Sunday, October 06, 2013

Should I say shmei or shmeh?

Some people are medakdek to pronounce their Aramaic "correctly". And they know that there is a mapik heh in Amein Yehei ShemeiH Rabba. Thus,

יְהֵא שְׁמֵהּ רַבָּא מְבָרַךְ לְעָלַם וּלְעָלְמֵי עָלְמַיָּא יִתְבָּרַךְ

But what they don't realize is that, probably due to the phonological features we are trained on, when they try to say Shmēh with a tzeirei they actually say Shmeh with a segol. Listen carefully the next time you or someone else tries it. If it were a different consonant at the end, e.g. a Resh or a Samech, there would be no problem pronouncing the tzeirei, but a difficult guttural like a Heh triggers a weakening into a segol. And it is quite difficult to overcome.

In which case, one is merely substituting one "error" in pronunciation for another. Except you get to sound all weird or precise (depending on one's perspective).
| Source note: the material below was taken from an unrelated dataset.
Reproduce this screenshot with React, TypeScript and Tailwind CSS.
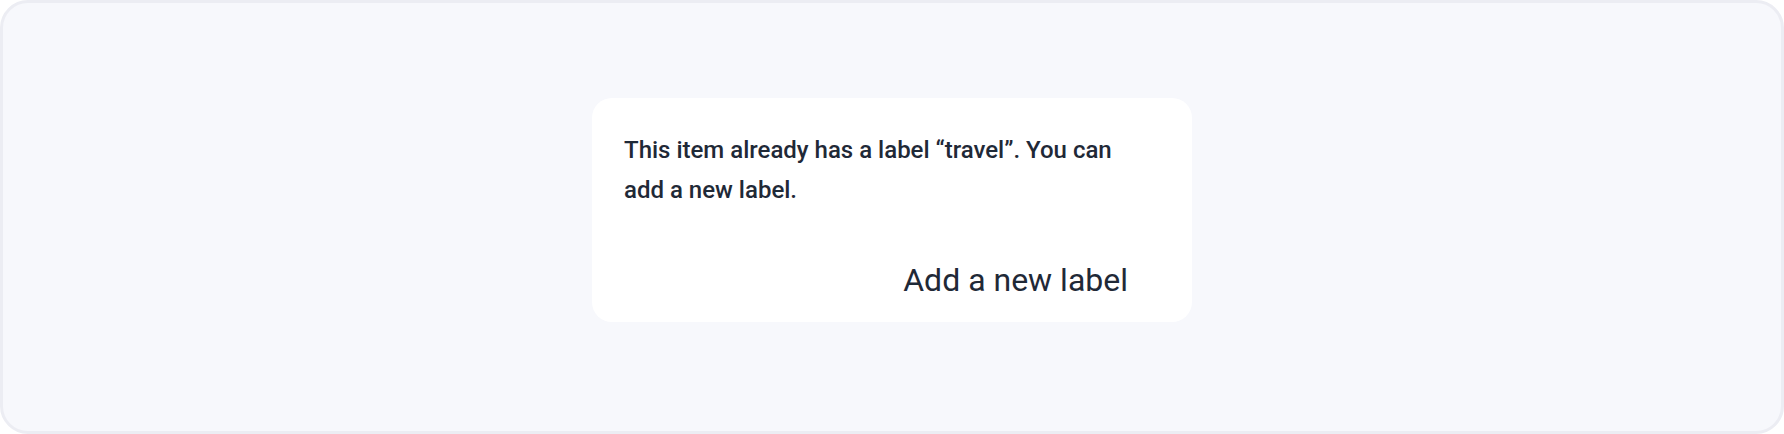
import React from 'react'

export default function App() {
  return (
    <div className="w-[1784px] h-[434px] bg-white" style={{ fontFamily: 'Roboto, "Noto Sans", sans-serif' }}>
      <div className="w-full h-full rounded-[28px] border-[3px] border-[#ecedf3] bg-[#f7f8fc] flex items-start justify-center pt-[95px]">
        <div className="w-[600px] h-[224px] bg-white rounded-[20px] px-8 pt-8 flex flex-col">
          <p className="text-[24px] leading-[40px] font-medium text-[#1f2937] pr-4">
            This item already has a label “travel”. You can add a new label.
          </p>
          <div className="flex justify-end mt-[46px]">
            <button className="h-[48px] px-8 text-[32px] leading-[48px] text-[#1f2937] bg-transparent">
              Add a new label
            </button>
          </div>
        </div>
      </div>
    </div>
  )
}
So, which is better? If you don't pronounce the Heh, you sound like other Jews, and one could argue that the meaning is perfectly clear while the standardization legitimizes the 'incorrect' pronunciation. Meanwhile, if you do pronounce the Heh, you are probably still getting it wrong, but just in a vowel, and while at least making an effort to get it right.

Please weigh in with your thoughts.

Follow-up question: If you focus one getting your ShmeiHs right, are you able to simultaneously focus on the simple meaning of the words, or are you distracted by your phonological precision?


JLan said...

This problem (prnouncing it like it had a segol) was pointed out to me by R' Saul Berman, after he heard me davening. I've made an effort to get it right (tzeireih and heh, both). I always find that particular line somewhat difficult to pronounce even beyond this particular issue, since I naturally want to pronounce several of the kamatzes as kamatz katans.

I find it fairly easy to think about the meaning, but mostly in the sense of thinking about the sentence I'm saying, rather than the actual word-by-word statement, which I suppose doesn't make that much sense if I'm also trying to be careful about pronunciation.

Steg (dos iz nit der šteg) said...

I can clearly pronounce the tseireh; my problem is that my syllable-final hei•s come out labialized, so they approach the sound of my soft pei•s, so
can sound almost like

Joe in Australia said...

I pronounce a tzeireih as a dipthong ("ayy") and I can't really see a way to pronounce the hei at the end.

Avi said...

It's only somewhat recently that I've tried to be medakdek in reading, and I must confess that I don't know that I'm always pronouncing things as intended, and this goes double for mapik heh.

For shmai, I try to say shmai-h. That is, I clearly say shmai, and then I follow it with a sort of soft heh (the word, not the Hebrew letter) sound to pronounce the heh (the letter).

I must confess, that while I find linguistic discussions very interesting, I don't always (read: often) understand the various terms and how they are intended to sound. Things like labials and diphthongs.

As an aside, I have more trouble with the final words. I find it hard to pronounce the ayin-lamed combinations without adding a dagesh chazak to the lamed.

Rabbi Joshua Maroof said...

There's no difference in pronunciation between a tsereh and a segol. :)

Eric said...

See Matteh Efrayim Dinei Kadish Halacha 20

One should say "שמה" without the yud and without the mappik hei, however the Pri Megadim implies that it is better to say with a mappik hei, and so is written in Sefer Hakavvanot as well as the siddur "Amudei Shamayim" of Yavetz.